On Среда 20 марта 2013 21:41:12 Vishesh Handa wrote:
> On Wed, Mar 20, 2013 at 8:52 PM, <phreedom at yandex.ru> wrote:
> > On Среда 20 марта 2013 19:57:45 Vishesh Handa wrote:
> > > On Wed, Mar 20, 2013 at 7:39 PM, <phreedom at yandex.ru> wrote:
> > > > On Вторник 19 марта 2013 23:35:42 Vishesh Handa wrote:
> > > > > As your guys might remember, we moved away from Strigi for
> > > > > the 4.10
> > > > > release. Our solution however, still does not support any
> > > > > document
> > > > 
> > > > formats
> > > > 
> > > > > apart from PDF. We need to change that and support other
> > > > > formats.
> > > > > There
> > > > 
> > > > are
> > > > 
> > > > > 2 possible ways to go about this -
> > > > > 
> > > > > 1. We use Okular which supports a number of popular formats
> > > > > 2. We write our own indexers by using the relevant library.
> > > > 
> > > > I know I risk starting a flamewar, or more likely, there's no
> > > > risk, and instead
> > > 
> > > > a 100% guarantee, but:
> > > Not really. It was mostly just a decision taken by me.
> > > 
> > > >   3. Use libStreamAnalyzer.
> > > > 
> > > > Take a look back at how many tiny issues and corner cases had to
> > > > be
> > > > fixed
> > > > so
> > > > far, how many lib quirks had to be accounted for? This was also
> > > > the
> > 
> > most
> > 
> > > > significant source of troubles for libstreamanalyzer.
> > > 
> > > The main reason I'm against this is Strigi does not have a
> > > maintainer.
> > 
> > Bugs
> > 
> > > keep propping up - It doesn't handle all kinds of odf files, docs
> > > files, etc. I do not want to have to fix them.
> > 
> > But now Nepomuk file indexer needs a maintainer.
> 
> I'm willing to maintain them. In fact I'm even willing to do the Okular
> code splitting, it'll just take time, and it might be better to focus on
> other things. Hence this thread asking for opinions.
> 
> > > Also, we're fundamentally
> > > duplicating work. Libraries already exist to parse those file
> > > formats,
> > 
> > and
> > 
> > > they are actively being used all across kde. We can just reuse those
> > > libraries instead of having our own parsers, and maintaining them.
> > 
> > Which was never a problem for lsa, eg ffmpeg plugin. Noone volunteered
> > to
> > write
> > an Okular plugin or massage TagLib people into making public their
> > stream- based api, which is used internally and wrapped by the
> > file-based public api.
> > In fact, the plugin architecture was intended to allow kde apps  and
> > libs
> > to
> > ship analyzers based on their format-specific libs.
> 
> Making taglib work with streams = a lot more work.
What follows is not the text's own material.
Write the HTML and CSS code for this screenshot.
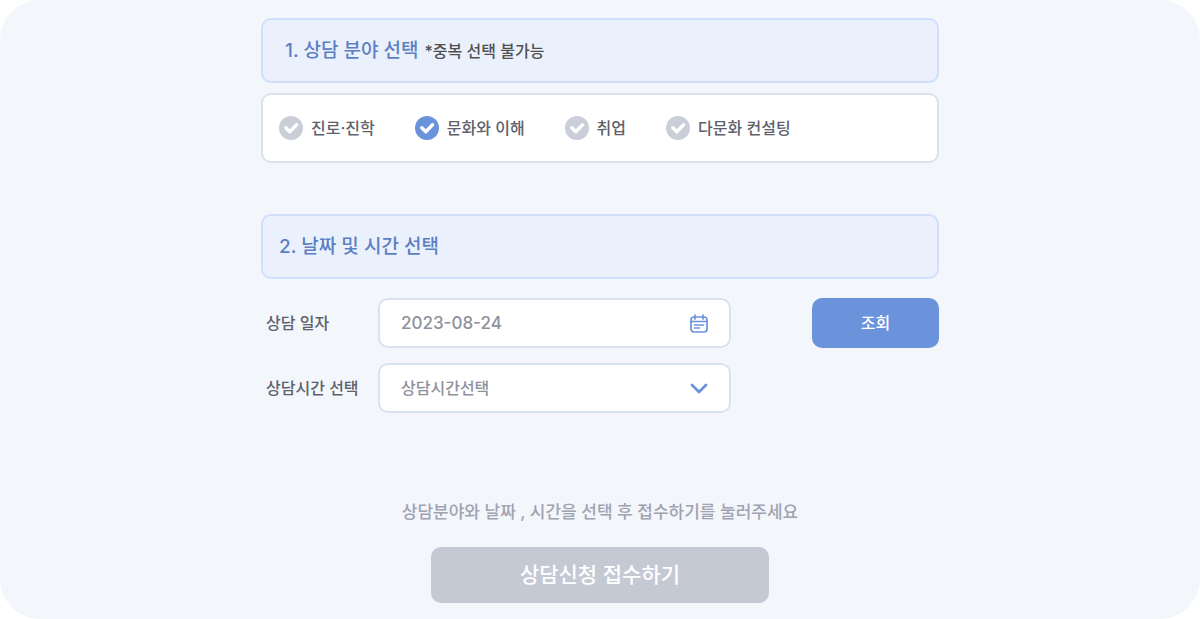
FILE: index.html
```html
<!DOCTYPE html>
<html lang="ko">
<head>
<meta charset="utf-8" />
<meta name="viewport" content="width=device-width, initial-scale=1" />
<title>상담 신청</title>
<link rel="stylesheet" href="styles.css">
</head>
<body>
  <main class="page">
    <form class="container">
      <section>
        <div class="step-title indented">
          <h2 id="fieldTitle">1. 상담 분야 선택</h2>
          <span class="note">*중복 선택 불가능</span>
        </div>
        <div class="options" role="radiogroup" aria-labelledby="fieldTitle">
          <label class="option">
            <span class="check">
              <input type="radio" name="field" value="career" />
              <svg viewBox="0 0 24 24" aria-hidden="true"><path d="M6.8 11.8l4 4 6.8-7" /></svg>
            </span>
            진로·진학
          </label>
          <label class="option">
            <span class="check">
              <input type="radio" name="field" value="culture" checked />
              <svg viewBox="0 0 24 24" aria-hidden="true"><path d="M6.8 11.8l4 4 6.8-7" /></svg>
            </span>
            문화와 이해
          </label>
          <label class="option">
            <span class="check">
              <input type="radio" name="field" value="job" />
              <svg viewBox="0 0 24 24" aria-hidden="true"><path d="M6.8 11.8l4 4 6.8-7" /></svg>
            </span>
            취업
          </label>
          <label class="option">
            <span class="check">
              <input type="radio" name="field" value="consulting" />
              <svg viewBox="0 0 24 24" aria-hidden="true"><path d="M6.8 11.8l4 4 6.8-7" /></svg>
            </span>
            다문화 컨설팅
          </label>
        </div>
      </section>

      <section>
        <div class="step-title">
          <h2>2. 날짜 및 시간 선택</h2>
        </div>
        <div class="fields">
          <div class="row">
            <label class="row-label" for="dateInput">상담 일자</label>
            <div class="control">
              <input type="text" id="dateInput" value="2023-08-24" autocomplete="off" />
              <svg class="icon" viewBox="0 0 20 20" aria-hidden="true">
                <rect x="2" y="4" width="16" height="15" rx="3" />
                <path d="M2 8.5h16M6 2v4M14 2v4M5.5 12h9M5.5 15h5" />
              </svg>
            </div>
            <button type="button" class="search-btn">조회</button>
          </div>
          <div class="row">
            <label class="row-label" for="timeSelect">상담시간 선택</label>
            <div class="control">
              <select id="timeSelect">
                <option>상담시간선택</option>
              </select>
              <svg class="icon arrow" viewBox="0 0 20 20" aria-hidden="true"><path d="M3 7l7 7 7-7" /></svg>
            </div>
          </div>
        </div>
      </section>

      <div class="submit-area">
        <p>상담분야와 날짜 , 시간을 선택 후 접수하기를 눌러주세요</p>
        <button type="submit" class="submit-btn" disabled>상담신청 접수하기</button>
      </div>
    </form>
  </main>
</body>
</html>
```
FILE: styles.css
```css
* {
  box-sizing: border-box;
}
body {
  margin: 0;
  background: #fff;
  color: #5e616b;
  font-family: Inter, "Noto Sans CJK KR", sans-serif;
  font-size: 16px;
  font-weight: 500;
  line-height: 24px;
}
input, select, button {
  font: inherit;
}
.page {
  min-height: 100vh;
  padding: 18px 16px 16px;
  background: #f3f6fb;
  border-radius: 40px;
}
.container {
  max-width: 678px;
  margin: 0 auto;
}
section {
  margin-bottom: 51px;
}

/* step headers */
.step-title {
  display: flex;
  align-items: center;
  gap: 6px;
  min-height: 65px;
  padding: 0 16px;
  background: #eaf1fd;
  border: 2px solid #d0e0fc;
  border-radius: 10px;
}
.step-title.indented {
  padding: 0 22px;
}
h2 {
  margin: 0;
  color: #5c7fc4;
  font-size: 19px;
  font-weight: 500;
}
.note {
  color: #505050;
}

/* radio options */
.options {
  display: flex;
  flex-wrap: wrap;
  align-items: center;
  gap: 12px 40px;
  min-height: 70px;
  margin-top: 10px;
  padding: 8px 16px;
  background: #fff;
  border: 2px solid #dbe2ef;
  border-radius: 10px;
}
.option {
  display: flex;
  align-items: center;
  gap: 8px;
  cursor: pointer;
}
.check {
  display: grid;
}
.check input, .check svg {
  grid-area: 1 / 1;
  width: 24px;
  height: 24px;
  margin: 0;
}
.check input {
  appearance: none;
  background: #caced8;
  border-radius: 50%;
  cursor: pointer;
}
.check input:checked {
  background: #6b93dc;
}
.check svg {
  fill: none;
  stroke: #fff;
  stroke-width: 3.4;
  stroke-linecap: round;
  stroke-linejoin: round;
  pointer-events: none;
}

/* date and time */
.fields {
  display: grid;
  gap: 15px;
  margin-top: 19px;
}
.row {
  display: flex;
  align-items: center;
}
.row-label {
  width: 117px;
  padding-left: 5px;
}
.control {
  display: grid;
  flex: 0 1 353px;
  align-items: center;
}
.control input, .control select {
  grid-area: 1 / 1;
  width: 100%;
  height: 50px;
  padding: 0 52px 0 21px;
  background: #fff;
  border: 2px solid #dbe2ef;
  border-radius: 10px;
  color: #8e919d;
  appearance: none;
  outline: none;
}
.control input {
  font-size: 17px;
}
.control input:focus, .control select:focus {
  border-color: #6b93dc;
}
.icon {
  grid-area: 1 / 1;
  justify-self: end;
  width: 20px;
  height: 20px;
  margin-right: 22px;
  fill: none;
  stroke: #6b93dc;
  stroke-width: 1.7;
  stroke-linecap: round;
  stroke-linejoin: round;
  pointer-events: none;
}
.icon.arrow {
  stroke-width: 2.8;
}
.search-btn {
  width: 127px;
  height: 50px;
  margin-left: auto;
  background: #6b93dc;
  border: none;
  border-radius: 10px;
  color: #fff;
  cursor: pointer;
}

/* submit */
.submit-area {
  display: flex;
  flex-direction: column;
  align-items: center;
  gap: 23px;
  padding-top: 36px;
}
.submit-area p {
  margin: 0;
  color: #a0a3b1;
  font-size: 17px;
}
.submit-btn {
  width: 338px;
  max-width: 100%;
  height: 56px;
  background: #c5c9d3;
  border: none;
  border-radius: 10px;
  color: #fff;
  font-size: 21px;
}
```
In fact, all it takes is installing one of their .h files and developers 
promising to not break it too much.

> Similarly, making Okular
> work with streams would have also been quite hard. The only thing happening
> right now is that the UI parts from Okular and being split.
> 
> Writing plugins in the case of lsa was never simple. There is virtually no
> documentation, you have to register all these fields and what not.

The documentation might be a bit outdated, but it still described the overall 
architecture rather well. For specific examples, there are many analyzers 
including trivial ones. Registering fields etc is an api that predates nepomuk. 
Analyzers can output triples directly. This is also a rather old api.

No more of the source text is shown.